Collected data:
* * * *

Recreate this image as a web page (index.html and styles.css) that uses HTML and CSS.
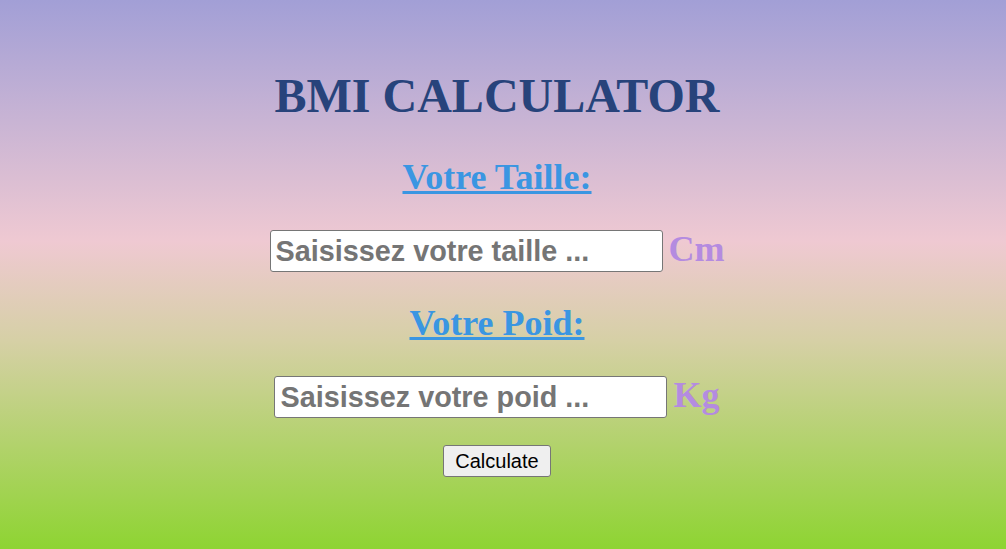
FILE: index.html
```html
<!DOCTYPE html>
<html lang="fr">
<head>
<meta charset="utf-8">
<title>BMI Calculator</title>
<link rel="stylesheet" href="styles.css">
</head>
<body>
<main class="page">
  <h1 class="title">BMI CALCULATOR</h1>
  <h2 class="label">Votre Taille:</h2>
  <div class="row">
    <input class="field" type="text" placeholder="Saisissez votre taille ...">
    <span class="unit">Cm</span>
  </div>
  <h2 class="label">Votre Poid:</h2>
  <div class="row">
    <input class="field" type="text" placeholder="Saisissez votre poid ...">
    <span class="unit">Kg</span>
  </div>
  <button class="btn" type="button">Calculate</button>
</main>
</body>
</html>
```

FILE: styles.css
```css
html, body {
  margin: 0;
  height: 100%;
}
body {
  background: linear-gradient(180deg, #a29fd6 0%, #efc9d2 44%, #d6d0a6 62%, #8ed432 100%);
  font-family: "Liberation Serif", "Times New Roman", serif;
}
.page {
  display: flex;
  flex-direction: column;
  align-items: center;
  padding: 72px 12px 0 0;
}
.title {
  margin: 0 0 6px;
  font-size: 48px;
  line-height: 48px;
  font-weight: bold;
  color: #27437b;
}
.label {
  margin: 33px 0 0;
  font-size: 36px;
  line-height: 36px;
  font-weight: bold;
  color: #3a96e2;
  text-decoration: underline;
}
.row {
  margin-top: 35px;
  display: flex;
  align-items: center;
  gap: 6px;
}
.field {
  box-sizing: border-box;
  width: 393px;
  height: 42px;
  margin: 0;
  padding: 1px 5px;
  border: 1px solid #767676;
  border-radius: 3px;
  background: #fff;
  font-family: "Liberation Sans", Arial, sans-serif;
  font-size: 28.8px;
  font-weight: bold;
}
.field::placeholder {
  color: #757575;
}
.unit {
  margin-bottom: 4px;
  font-size: 36px;
  line-height: 36px;
  font-weight: bold;
  color: #b48be0;
}
.btn {
  margin-top: 27px;
  box-sizing: border-box;
  width: 108px;
  height: 32px;
  padding: 0;
  border: 1px solid #767676;
  border-radius: 3px;
  background: #efefef;
  font-family: "Liberation Sans", Arial, sans-serif;
  font-size: 20px;
  color: #000;
}
```
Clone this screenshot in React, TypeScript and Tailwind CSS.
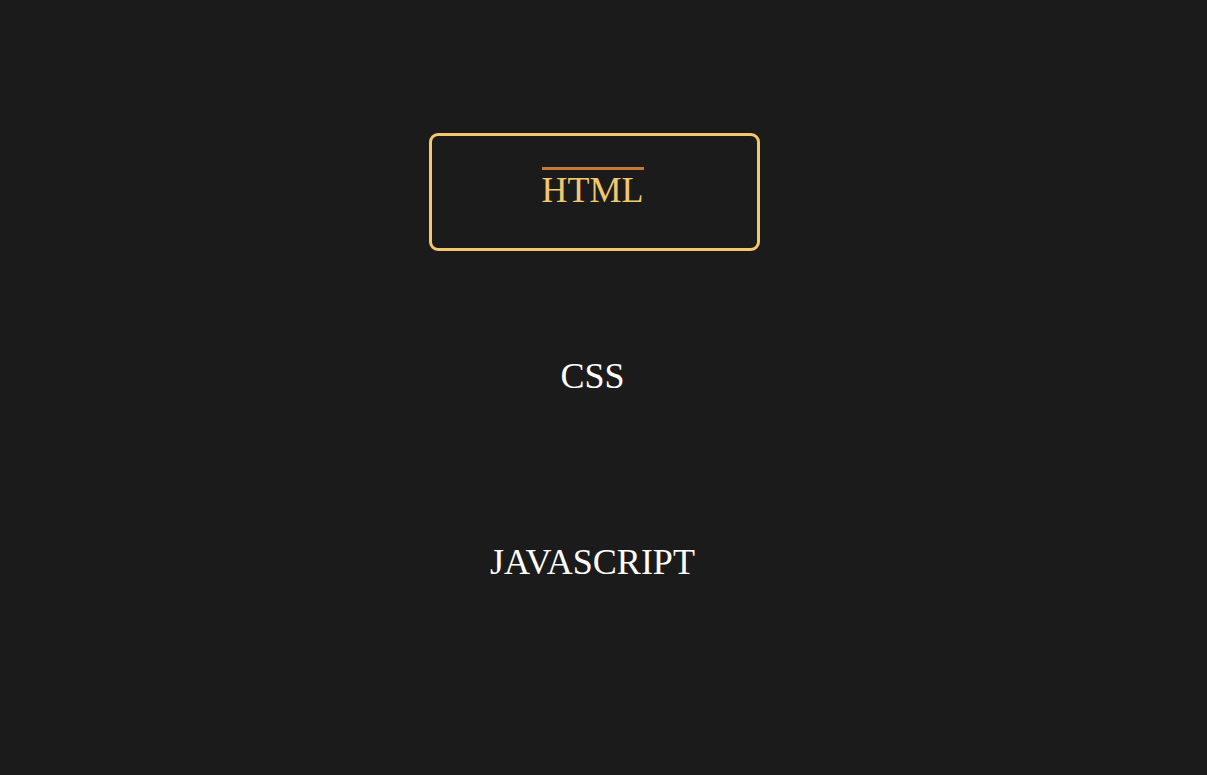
import React from "react";

const items = ["HTML", "CSS", "JAVASCRIPT"];

export default function App() {
  return (
    <div className="min-h-[775px] w-full bg-[#1b1b1b] pr-[18px] pt-[133px]" style={{ fontFamily: '"Liberation Serif", serif' }}>
      <div className="flex flex-col items-center gap-[68px]">
        {items.map((t, i) => {
          const active = i === 0;
          return (
            <div
              key={t}
              className={
                "flex h-[118px] w-[331px] items-center justify-center rounded-[9px] border-[3px] pb-[9px] pr-[4px] " +
                (active ? "border-[#f2c76e]" : "border-transparent")
              }
            >
              <div className="inline-flex flex-col items-stretch">
                <div className={"h-[3px] " + (active ? "bg-[#c47a3c]" : "bg-transparent")} />
                <span
                  className={
                    "mt-[2px] text-[36px] leading-none " + (active ? "text-[#f2c76e]" : "text-white")
                  }
                >
                  {t}
                </span>
              </div>
            </div>
          );
        })}
      </div>
    </div>
  );
}
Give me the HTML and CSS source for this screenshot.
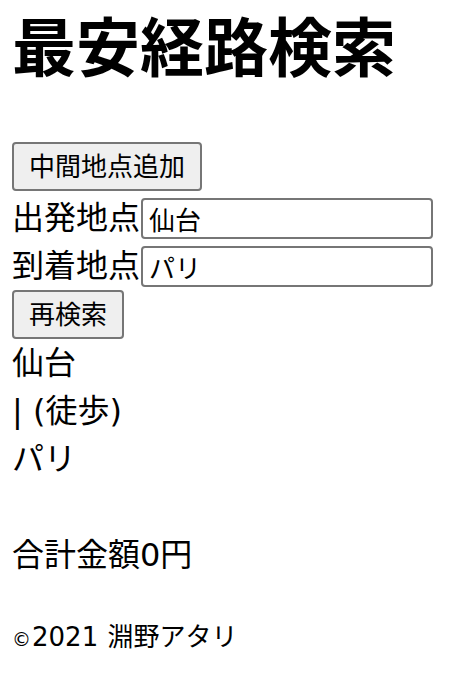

* * * *

Goal – Reproduce the whole listing word for word, setting aside any pictures.

Finished answer –
Recreate this image as a web page (index.html and styles.css) that uses HTML and CSS.
FILE: index.html
```html
<!DOCTYPE html>
<html lang="fr">
<head>
<meta charset="utf-8">
<title>BMI Calculator</title>
<link rel="stylesheet" href="styles.css">
</head>
<body>
<main class="page">
  <h1 class="title">BMI CALCULATOR</h1>
  <h2 class="label">Votre Taille:</h2>
  <div class="row">
    <input class="field" type="text" placeholder="Saisissez votre taille ...">
    <span class="unit">Cm</span>
  </div>
  <h2 class="label">Votre Poid:</h2>
  <div class="row">
    <input class="field" type="text" placeholder="Saisissez votre poid ...">
    <span class="unit">Kg</span>
  </div>
  <button class="btn" type="button">Calculate</button>
</main>
</body>
</html>
```

FILE: styles.css
```css
html, body {
  margin: 0;
  height: 100%;
}
body {
  background: linear-gradient(180deg, #a29fd6 0%, #efc9d2 44%, #d6d0a6 62%, #8ed432 100%);
  font-family: "Liberation Serif", "Times New Roman", serif;
}
.page {
  display: flex;
  flex-direction: column;
  align-items: center;
  padding: 72px 12px 0 0;
}
.title {
  margin: 0 0 6px;
  font-size: 48px;
  line-height: 48px;
  font-weight: bold;
  color: #27437b;
}
.label {
  margin: 33px 0 0;
  font-size: 36px;
  line-height: 36px;
  font-weight: bold;
  color: #3a96e2;
  text-decoration: underline;
}
.row {
  margin-top: 35px;
  display: flex;
  align-items: center;
  gap: 6px;
}
.field {
  box-sizing: border-box;
  width: 393px;
  height: 42px;
  margin: 0;
  padding: 1px 5px;
  border: 1px solid #767676;
  border-radius: 3px;
  background: #fff;
  font-family: "Liberation Sans", Arial, sans-serif;
  font-size: 28.8px;
  font-weight: bold;
}
.field::placeholder {
  color: #757575;
}
.unit {
  margin-bottom: 4px;
  font-size: 36px;
  line-height: 36px;
  font-weight: bold;
  color: #b48be0;
}
.btn {
  margin-top: 27px;
  box-sizing: border-box;
  width: 108px;
  height: 32px;
  padding: 0;
  border: 1px solid #767676;
  border-radius: 3px;
  background: #efefef;
  font-family: "Liberation Sans", Arial, sans-serif;
  font-size: 20px;
  color: #000;
}
```
Clone this screenshot in React, TypeScript and Tailwind CSS.
import React from "react";

const items = ["HTML", "CSS", "JAVASCRIPT"];

export default function App() {
  return (
    <div className="min-h-[775px] w-full bg-[#1b1b1b] pr-[18px] pt-[133px]" style={{ fontFamily: '"Liberation Serif", serif' }}>
      <div className="flex flex-col items-center gap-[68px]">
        {items.map((t, i) => {
          const active = i === 0;
          return (
            <div
              key={t}
              className={
                "flex h-[118px] w-[331px] items-center justify-center rounded-[9px] border-[3px] pb-[9px] pr-[4px] " +
                (active ? "border-[#f2c76e]" : "border-transparent")
              }
            >
              <div className="inline-flex flex-col items-stretch">
                <div className={"h-[3px] " + (active ? "bg-[#c47a3c]" : "bg-transparent")} />
                <span
                  className={
                    "mt-[2px] text-[36px] leading-none " + (active ? "text-[#f2c76e]" : "text-white")
                  }
                >
                  {t}
                </span>
              </div>
            </div>
          );
        })}
      </div>
    </div>
  );
}
Give me the HTML and CSS source for this screenshot.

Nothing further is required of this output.